Ramanath Venkateshwaran, Fund Manager - Equity, LIC Mutual Fund

India Infoline News Service | Mumbai | January 04, 2017 18:28 IST

Expecting the impressive returns of the past few years to sustain may not be wise. However, equity remains a better bet compared to other asset classes over the next few years. Interest rates may trend downwards given the inflation outlook and relative stability of the exchange rate.

Ramanath Venkateswaran, Fund Manager - Equity, LIC Mutual Fund
Ramanath Venkateswaran is the Fund Manager - Equity at LIC Mutual Fund. He brings with him rich experience of around 12 years in the Equity Markets segment. Venkateswaran is currently responsible for managing investments on the equity side. He manages some of the LIC flagships funds such as LIC MF Equity Fund, Balanced Fund, Banking and Financial Services Fund.
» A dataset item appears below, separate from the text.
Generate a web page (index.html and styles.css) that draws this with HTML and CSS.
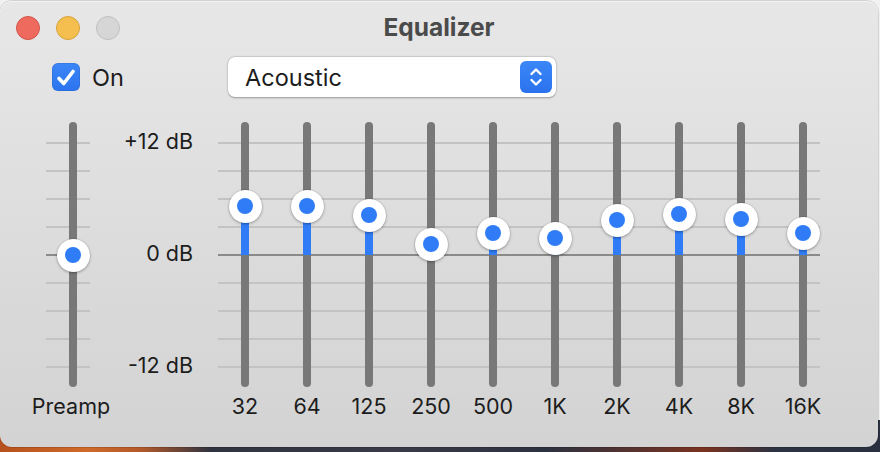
FILE: index.html
```html
<!DOCTYPE html>
<html>
<head>
<meta charset="utf-8">
<link rel="stylesheet" href="styles.css">
</head>
<body>
<div class="window">
  <div class="titlebar">
    <div class="lights">
      <span class="light red"></span>
      <span class="light yellow"></span>
      <span class="light gray"></span>
    </div>
    <div class="title">Equalizer</div>
    <div class="spacer"></div>
  </div>
  <div class="controls">
    <label class="check">
      <span class="box"><svg viewBox="0 0 28 28" width="28" height="28"><path d="M7 15.5 L11.8 20.5 L21 8.5" fill="none" stroke="#fff" stroke-width="3.6" stroke-linecap="round" stroke-linejoin="round"/></svg></span>
      <span class="check-label">On</span>
    </label>
    <div class="select">
      <span class="select-text">Acoustic</span>
      <span class="stepper"><svg viewBox="0 0 32 32" width="32" height="32"><path d="M11.5 13 L16 8.5 L20.5 13" fill="none" stroke="#fff" stroke-width="2.4" stroke-linecap="round" stroke-linejoin="round"/><path d="M11.5 19 L16 23.5 L20.5 19" fill="none" stroke="#fff" stroke-width="2.4" stroke-linecap="round" stroke-linejoin="round"/></svg></span>
    </div>
  </div>
  <div class="eq">
    <div class="col preamp">
      <div class="slider ticks-pre">
        <div class="track">
          <div class="knob" style="top:133px"><span class="dot"></span></div>
        </div>
      </div>
      <div class="label">Preamp</div>
    </div>
    <div class="scale">
      <div class="scale-label">+12 dB</div>
      <div class="scale-label">0 dB</div>
      <div class="scale-label">-12 dB</div>
    </div>
    <div class="bands">
      <div class="col band"><div class="slider"><div class="track"><div class="fill" style="top:84px;height:49px"></div><div class="knob" style="top:84px"><span class="dot"></span></div></div></div><div class="label">32</div></div>
      <div class="col band"><div class="slider"><div class="track"><div class="fill" style="top:84px;height:49px"></div><div class="knob" style="top:84px"><span class="dot"></span></div></div></div><div class="label">64</div></div>
      <div class="col band"><div class="slider"><div class="track"><div class="fill" style="top:93px;height:40px"></div><div class="knob" style="top:93px"><span class="dot"></span></div></div></div><div class="label">125</div></div>
      <div class="col band"><div class="slider"><div class="track"><div class="fill" style="top:122px;height:11px"></div><div class="knob" style="top:122px"><span class="dot"></span></div></div></div><div class="label">250</div></div>
      <div class="col band"><div class="slider"><div class="track"><div class="fill" style="top:111px;height:22px"></div><div class="knob" style="top:111px"><span class="dot"></span></div></div></div><div class="label">500</div></div>
      <div class="col band"><div class="slider"><div class="track"><div class="fill" style="top:116px;height:17px"></div><div class="knob" style="top:116px"><span class="dot"></span></div></div></div><div class="label">1K</div></div>
      <div class="col band"><div class="slider"><div class="track"><div class="fill" style="top:98px;height:35px"></div><div class="knob" style="top:98px"><span class="dot"></span></div></div></div><div class="label">2K</div></div>
      <div class="col band"><div class="slider"><div class="track"><div class="fill" style="top:92px;height:41px"></div><div class="knob" style="top:92px"><span class="dot"></span></div></div></div><div class="label">4K</div></div>
      <div class="col band"><div class="slider"><div class="track"><div class="fill" style="top:97px;height:36px"></div><div class="knob" style="top:97px"><span class="dot"></span></div></div></div><div class="label">8K</div></div>
      <div class="col band"><div class="slider"><div class="track"><div class="fill" style="top:111px;height:22px"></div><div class="knob" style="top:111px"><span class="dot"></span></div></div></div><div class="label">16K</div></div>
    </div>
  </div>
</div>
</body>
</html>
```

FILE: styles.css
```css
html, body {
  margin: 0;
  padding: 0;
}
body {
  width: 880px;
  height: 452px;
  overflow: hidden;
  font-family: "Inter", "Liberation Sans", sans-serif;
  color: #1c1c1c;
  background:
    linear-gradient(#f1f1f1, #f1f1f1) top left / 100% 420px no-repeat,
    linear-gradient(to right, #b8521d 0, #cf6a2a 10%, #b35a2a 16%, #2f3340 24%, #3a3a48 45%, #2d3240 62%, #7a3320 80%, #2c3342 88%, #2a3040 100%);
}
.window {
  box-sizing: border-box;
  width: 878px;
  height: 446px;
  margin-top: 1px;
  border-radius: 12px;
  background: linear-gradient(to bottom, #e7e7e7 0, #e2e2e2 120px, #d9d9d9 300px, #d3d3d3 100%);
  box-shadow: 0 0 0 1px rgba(0, 0, 0, 0.12), inset 0 1px 0 rgba(255, 255, 255, 0.5);
  display: flex;
  flex-direction: column;
}
.titlebar {
  height: 54px;
  display: grid;
  grid-template-columns: 1fr auto 1fr;
  align-items: center;
  padding: 0 16px;
}
.lights {
  display: flex;
  gap: 16px;
  align-items: center;
}
.light {
  box-sizing: border-box;
  width: 24px;
  height: 24px;
  border-radius: 50%;
  display: block;
}
.light.red { background: #ee6a5e; border: 1px solid #d35548; }
.light.yellow { background: #f5bf4f; border: 1px solid #d9a13a; }
.light.gray { background: #d6d6d6; border: 1px solid #bfbfbf; }
.title {
  font-size: 24.5px;
  font-weight: 700;
  color: #4b4b4b;
  line-height: 28px;
  margin-top: -2px;
}
.controls {
  height: 44px;
  display: flex;
  align-items: center;
  padding-left: 52px;
}
.check {
  display: flex;
  align-items: center;
  gap: 12px;
  width: 176px;
}
.box {
  width: 28px;
  height: 28px;
  border-radius: 6px;
  background: linear-gradient(#3b86f7, #2c74ee);
  box-shadow: inset 0 0 0 0.5px rgba(0, 0, 0, 0.15);
  display: block;
}
.box svg { display: block; }
.check-label {
  font-size: 23.5px;
}
.select {
  box-sizing: border-box;
  width: 328px;
  height: 40px;
  background: #fff;
  border-radius: 7px;
  box-shadow: 0 0.5px 2px rgba(0, 0, 0, 0.3), 0 0 0 0.5px rgba(0, 0, 0, 0.08);
  display: flex;
  align-items: center;
  justify-content: space-between;
  padding: 0 4px 0 17px;
}
.select-text {
  font-size: 23.5px;
}
.stepper {
  width: 32px;
  height: 32px;
  border-radius: 6px;
  background: linear-gradient(#3b87f8, #2a72ed);
  display: block;
}
.stepper svg { display: block; }
.eq {
  margin-top: 23px;
  display: flex;
  padding-left: 46px;
}
.col {
  display: flex;
  flex-direction: column;
  align-items: center;
}
.preamp {
  width: 50px;
  align-items: flex-start;
}
.slider {
  position: relative;
  height: 265px;
  width: 56px;
}
.ticks-pre {
  width: 44px;
  background:
    linear-gradient(#8a8a8a, #8a8a8a) 0 132px / 100% 2px no-repeat,
    repeating-linear-gradient(to bottom, transparent 0, transparent 20px, #c3c3c3 20px, #c3c3c3 22px, transparent 22px, transparent 28px);
}
.preamp .track {
  margin-left: 23px;
}
.preamp .label {
  align-self: center;
}
.track {
  position: relative;
  width: 8px;
  height: 265px;
  border-radius: 4px;
  background: #787878;
  margin: 0 auto;
}
.fill {
  position: absolute;
  left: 0;
  width: 8px;
  background: #2f7cf6;
}
.knob {
  position: absolute;
  left: 4px;
  width: 33px;
  height: 33px;
  margin: -16.5px 0 0 -16.5px;
  border-radius: 50%;
  background: #fff;
  box-shadow: 0 1px 3px rgba(0, 0, 0, 0.32), 0 0 0 0.5px rgba(0, 0, 0, 0.08);
  display: flex;
  align-items: center;
  justify-content: center;
}
.dot {
  width: 16px;
  height: 16px;
  border-radius: 50%;
  background: #2f7cf6;
  display: block;
}
.label {
  margin-top: 7px;
  font-size: 21.5px;
  line-height: 24px;
  white-space: nowrap;
}
.scale {
  width: 97px;
  margin-right: 24px;
  height: 265px;
  box-sizing: border-box;
  padding-top: 7px;
  display: flex;
  flex-direction: column;
  align-items: flex-end;
  gap: 88px;
}
.scale-label {
  font-size: 21.5px;
  line-height: 24px;
  white-space: nowrap;
}
.bands {
  display: flex;
  gap: 6px;
  align-self: flex-start;
  background:
    linear-gradient(#8a8a8a, #8a8a8a) 1px 132px / 602px 2px no-repeat,
    repeating-linear-gradient(to bottom, transparent 0, transparent 20px, #c3c3c3 20px, #c3c3c3 22px, transparent 22px, transparent 28px) 1px 0 / 602px 265px no-repeat;
}
```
He also oversees some of the key Close-Ended funds like LIC MF RGESS and Diversified Equity Series Fund.
 
LIC Mutual Fund was established on April 20, 1989, by LIC of India. Being an associate company of India's premier and most trusted brand, LIC Mutual Fund is one of the well known players in the asset management sphere. With a systematic investment discipline coupled with a high standard of financial ethics and corporate governance, LIC Mutual Fund is emerging as a preferred Investment Manager amongst the investor fraternity.
 
Replying to IIFL, Ramanath Venkateswaran says, "Indian economy is currently in a phase where the excesses of the past boom are getting corrected. A lot of companies have undertaken measures to improve their efficiency, reduce their excess leverage."
 
Why should one consider Equity linked savings scheme over other tax savings instruments?
ELSS has the following advantages for a retail investor:
  • lock-in of 3 years makes an individual have a longer time frame for investing (and helps overcome the speculating tendencies), which is typically quite good for wealth creation;
  • benefit of tax efficiency. Stock markets typically have a tendency of being volatile in the near term, however, the long term track record of wealth creation has been better compared to other asset classes as our economy remains on the growth track aided by the structural factors.

If we look at historical performance for several of the ELSS funds the performance in long run has been phenomenal with funds clocking more than 15% on an annualised basis, at least. Do you think this kind of impressive returns can be delivered by the industry in general in coming years?
Expecting the impressive returns of the past few years to sustain may not be wise. However, equity remains a better bet compared to other asset classes over the next few years. Interest rates may trend downwards given the inflation outlook and relative stability of the exchange rate. Similarly, the other favoured asset classes like real estate and gold face headwinds from the recent demonetisation measure of the government and an appreciating dollar.
 
What is the trend you are witnessing for your ELSS fund? Are more and more investors preferring to invest in ELSS schemes?
 We have definitely seen an increased interest from investors for our ELSS fund.
 
We find that more and more investors across India are preferring to participate in equity funds via SIP route. Is it true for ELSS schemes also?
Our experience also suggests greater preference for the SIP route for investing in our ELSS fund.
 
Can you please share with us the growth in AUM for your ELSS scheme?
Our ELSS scheme has seen ~20% CAGR in AUM over the past 4 years.
 
How to choose a better performing ELSS mutual fund scheme?
A well-defined investment framework and a steady approach to markets are metrics to choose an equity fund. These are remain the main attributes to choose a ELSS scheme.
 
Going forward how do see the equity markets performing in long run?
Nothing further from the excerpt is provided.